Computers That Can Think Like Humans

By seeking inspiration from the structure, dynamics, function, and behavior of the brain, the IBM-led cognitive computing research team aims to break the conventional programmable machine paradigm. This team led by Dr. Dharmendra Modha, manager of IBM's cognitive computing initiative, hopes to rival the brain's low power consumption and small size by using nanoscale devices for synapses and neurons. This technology stands to bring about entirely new computing architectures and programming paradigms.

Cognitive computing offers the promise of systems that can integrate and analyze vast amounts of data from many sources in the blink of an eye, allowing businesses or individuals to make rapid decisions in time to have a significant impact.

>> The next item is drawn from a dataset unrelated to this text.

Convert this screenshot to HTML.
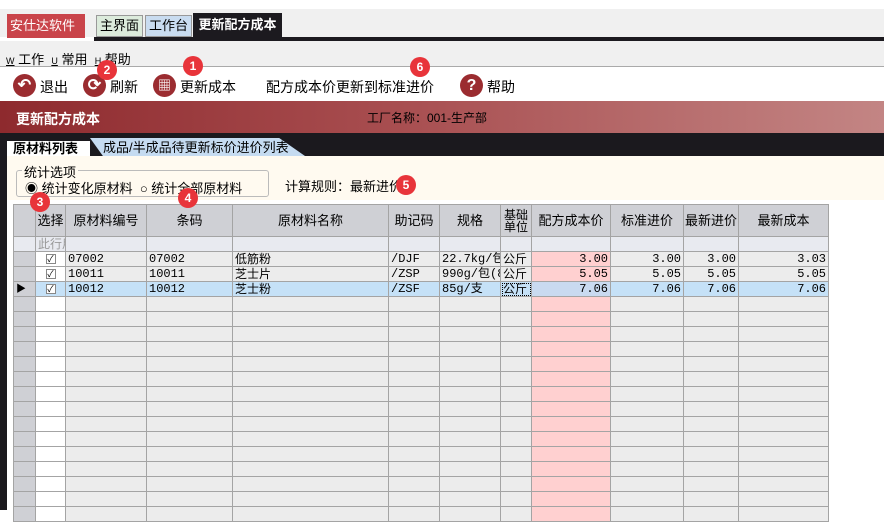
<!DOCTYPE html><html><head><meta charset="utf-8"><style>
*{margin:0;padding:0;box-sizing:border-box}
body{width:884px;height:510px;overflow:hidden;background:#fff;font-family:"Liberation Sans","Noto Sans CJK SC",sans-serif;font-size:13px;color:#000;position:relative}
.a{position:absolute}
.badge{position:absolute;width:20px;height:20px;border-radius:50%;background:#e8343a;color:#fff;font-size:12px;text-align:center;line-height:20px;font-weight:bold;z-index:5}
.ic{position:absolute;width:23px;height:23px;border-radius:50%;background:#9b2c30;color:#fff;text-align:center;line-height:23px;font-weight:bold;font-size:16px}
table{position:absolute;left:13px;top:204px;width:815px;border-collapse:collapse;table-layout:fixed;font-size:12px}
td{border:1px solid #a4a4a4;height:15px;background:#ececec;padding:0 2px;white-space:nowrap;overflow:hidden;line-height:13px}
tr.h td{height:32px;background:#cfd0d5;text-align:center;font-size:13px;padding:0}
tr.f td{background:#e8eaf0;color:#999}
td.r{background:#cfd0d5}
td.c{background:#fff;text-align:center}
td.p{background:#ffd0d0}
.n{text-align:right;font-family:"Liberation Mono","Noto Sans CJK SC",monospace}
.m{font-family:"Liberation Mono","Noto Sans CJK SC",monospace}
tr.s td{background:#c5e1f7}
tr.s td.r{background:#cfd0d5}
tr.s td.p{background:#c9daf0}
.cb{display:inline-block;width:10px;height:10px;border:1px solid #888;background:#fff;font-size:9px;line-height:8px;vertical-align:middle}
</style></head><body>
<div class="a" style="left:0;top:0;width:884px;height:9px;background:#fff"></div>
<div class="a" style="left:0;top:9px;width:884px;height:28px;background:#f0f0f0"></div>
<div class="a" style="left:7px;top:14px;width:78px;height:24px;background:#c9444a;color:#fff;line-height:24px;padding-left:3px;font-size:13px">安仕达软件 ▾</div>
<div class="a" style="left:96px;top:15px;width:47px;height:22px;background:#dcebdc;border:1px solid #999;text-align:center;line-height:20px">主界面</div>
<div class="a" style="left:145px;top:15px;width:47px;height:22px;background:#c9dcf0;border:1px solid #999;text-align:center;line-height:20px">工作台</div>
<div class="a" style="left:193px;top:13px;width:89px;height:24px;background:#1c1a1f;color:#fff;font-weight:bold;text-align:center;line-height:24px">更新配方成本</div>
<div class="a" style="left:94px;top:37px;width:790px;height:4px;background:#1c1a1f"></div>
<div class="a" style="left:0;top:41px;width:884px;height:26px;background:#f0f0f0;border-bottom:1px solid #aaa"></div>
<div class="a" style="left:6px;top:49px;font-size:13px"><span style="font-size:9px;text-decoration:underline">W</span> 工作 &nbsp;<span style="font-size:9px;text-decoration:underline">U</span> 常用 &nbsp;<span style="font-size:9px;text-decoration:underline">H</span> 帮助</div>
<div class="ic" style="left:13px;top:74px">↶</div><div class="a" style="left:40px;top:77px;font-size:14px">退出</div>
<div class="ic" style="left:83px;top:74px">⟳</div><div class="a" style="left:110px;top:77px;font-size:14px">刷新</div>
<div class="ic" style="left:153px;top:74px;font-size:13px">▦</div><div class="a" style="left:180px;top:77px;font-size:14px">更新成本</div>
<div class="a" style="left:266px;top:77px;font-size:14px">配方成本价更新到标准进价</div>
<div class="ic" style="left:460px;top:74px">?</div><div class="a" style="left:487px;top:77px;font-size:14px">帮助</div>
<div class="badge" style="left:183px;top:56px">1</div>
<div class="badge" style="left:97px;top:60px">2</div>
<div class="badge" style="left:410px;top:57px">6</div>
<div class="a" style="left:0;top:101px;width:884px;height:32px;background:linear-gradient(90deg,#8e2a2e,#a84e50 45%,#c38584)"></div>
<div class="a" style="left:16px;top:109px;color:#fff;font-weight:bold;font-size:14px">更新配方成本</div>
<div class="a" style="left:367px;top:109px;font-size:12px">工厂名称：001-生产部</div>
<div class="a" style="left:0;top:133px;width:884px;height:23px;background:#1b191e"></div>
<div class="a" style="left:0;top:133px;width:7px;height:377px;background:#1b191e"></div>
<div class="a" style="left:7px;top:141px;width:83px;height:16px;background:#fff;font-weight:bold;padding-left:6px;line-height:16px">原材料列表</div>
<div class="a" style="left:90px;top:138px;width:215px;height:18px;background:#c5dbf1;clip-path:polygon(0 0,88% 0,100% 100%,6% 100%);padding-left:13px;line-height:19px">成品/半成品待更新标价进价列表</div>
<div class="a" style="left:7px;top:156px;width:877px;height:44px;background:#fffaf0"></div>
<div class="a" style="left:16px;top:170px;width:253px;height:27px;border:1px solid #bbb;border-radius:3px"></div>
<div class="a" style="left:22px;top:162px;background:#fffaf0;padding:0 2px">统计选项</div>
<div class="a" style="left:25px;top:178px">◉ 统计变化原材料 &nbsp;○ 统计全部原材料</div>
<div class="a" style="left:285px;top:176px">计算规则：最新进价</div>
<div class="a" style="left:13px;top:200px;width:871px;height:310px;background:#fff"></div>
<table>
<colgroup><col style="width:22px"><col style="width:30px"><col style="width:81px"><col style="width:86px"><col style="width:156px"><col style="width:51px"><col style="width:61px"><col style="width:31px"><col style="width:79px"><col style="width:73px"><col style="width:55px"><col style="width:90px"></colgroup>
<tr class="h"><td></td><td>选择</td><td>原材料编号</td><td>条码</td><td>原材料名称</td><td>助记码</td><td>规格</td><td style="line-height:12px;font-size:12px;white-space:normal">基础单位</td><td>配方成本价</td><td>标准进价</td><td>最新进价</td><td>最新成本</td></tr>
<tr class="f"><td class="r"></td><td>此行用</td><td></td><td></td><td></td><td></td><td></td><td></td><td></td><td></td><td></td><td></td></tr>
<tr><td class="r"></td><td class="c"><span class="cb">✓</span></td><td class="m">07002</td><td class="m">07002</td><td>低筋粉</td><td class="m">/DJF</td><td class="m">22.7kg/包</td><td>公斤</td><td class="p n">3.00</td><td class="n">3.00</td><td class="n">3.00</td><td class="n">3.03</td></tr>
<tr><td class="r"></td><td class="c"><span class="cb">✓</span></td><td class="m">10011</td><td class="m">10011</td><td>芝士片</td><td class="m">/ZSP</td><td class="m">990g/包(80</td><td>公斤</td><td class="p n">5.05</td><td class="n">5.05</td><td class="n">5.05</td><td class="n">5.05</td></tr>
<tr class="s"><td class="r" style="font-size:10px">▶</td><td class="c"><span class="cb">✓</span></td><td class="m">10012</td><td class="m">10012</td><td>芝士粉</td><td class="m">/ZSF</td><td class="m">85g/支</td><td style="outline:1px dotted #000;outline-offset:-2px">公斤</td><td class="p n">7.06</td><td class="n">7.06</td><td class="n">7.06</td><td class="n">7.06</td></tr>
<tr><td class="r"></td><td class="c"></td><td></td><td></td><td></td><td></td><td></td><td></td><td class="p"></td><td></td><td></td><td></td></tr>
<tr><td class="r"></td><td class="c"></td><td></td><td></td><td></td><td></td><td></td><td></td><td class="p"></td><td></td><td></td><td></td></tr>
<tr><td class="r"></td><td class="c"></td><td></td><td></td><td></td><td></td><td></td><td></td><td class="p"></td><td></td><td></td><td></td></tr>
<tr><td class="r"></td><td class="c"></td><td></td><td></td><td></td><td></td><td></td><td></td><td class="p"></td><td></td><td></td><td></td></tr>
<tr><td class="r"></td><td class="c"></td><td></td><td></td><td></td><td></td><td></td><td></td><td class="p"></td><td></td><td></td><td></td></tr>
<tr><td class="r"></td><td class="c"></td><td></td><td></td><td></td><td></td><td></td><td></td><td class="p"></td><td></td><td></td><td></td></tr>
<tr><td class="r"></td><td class="c"></td><td></td><td></td><td></td><td></td><td></td><td></td><td class="p"></td><td></td><td></td><td></td></tr>
<tr><td class="r"></td><td class="c"></td><td></td><td></td><td></td><td></td><td></td><td></td><td class="p"></td><td></td><td></td><td></td></tr>
<tr><td class="r"></td><td class="c"></td><td></td><td></td><td></td><td></td><td></td><td></td><td class="p"></td><td></td><td></td><td></td></tr>
<tr><td class="r"></td><td class="c"></td><td></td><td></td><td></td><td></td><td></td><td></td><td class="p"></td><td></td><td></td><td></td></tr>
<tr><td class="r"></td><td class="c"></td><td></td><td></td><td></td><td></td><td></td><td></td><td class="p"></td><td></td><td></td><td></td></tr>
<tr><td class="r"></td><td class="c"></td><td></td><td></td><td></td><td></td><td></td><td></td><td class="p"></td><td></td><td></td><td></td></tr>
<tr><td class="r"></td><td class="c"></td><td></td><td></td><td></td><td></td><td></td><td></td><td class="p"></td><td></td><td></td><td></td></tr>
<tr><td class="r"></td><td class="c"></td><td></td><td></td><td></td><td></td><td></td><td></td><td class="p"></td><td></td><td></td><td></td></tr>
<tr><td class="r"></td><td class="c"></td><td></td><td></td><td></td><td></td><td></td><td></td><td class="p"></td><td></td><td></td><td></td></tr>
</table>
<div class="badge" style="left:30px;top:192px">3</div>
<div class="badge" style="left:178px;top:188px">4</div>
<div class="badge" style="left:396px;top:175px">5</div>
</body></html>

For example, bankers must make split-second decisions based on constantly changing data that flows at an ever-dizzying rate. And in the business of monitoring the world's water supply, a network of sensors and actuators constantly records and reports metrics such as temperature, pressure, wave height, acoustics and ocean tide.

In such cases, making sense of all the input would be a Herculean task for one person, or even for 100. A cognitive computer, acting as a global brain, could quickly and accurately put together the disparate pieces of this complex puzzle and help people make good decisions rapidly. The end result of this research is to ubiquitously deploy computers imbued with a new intelligence that can integrate information from a variety of sensors and sources, deal with ambiguity, respond in a context-dependent way, learn over time and carry out pattern recognition to solve difficult problems based on perception, action and cognition in complex, real-world environments.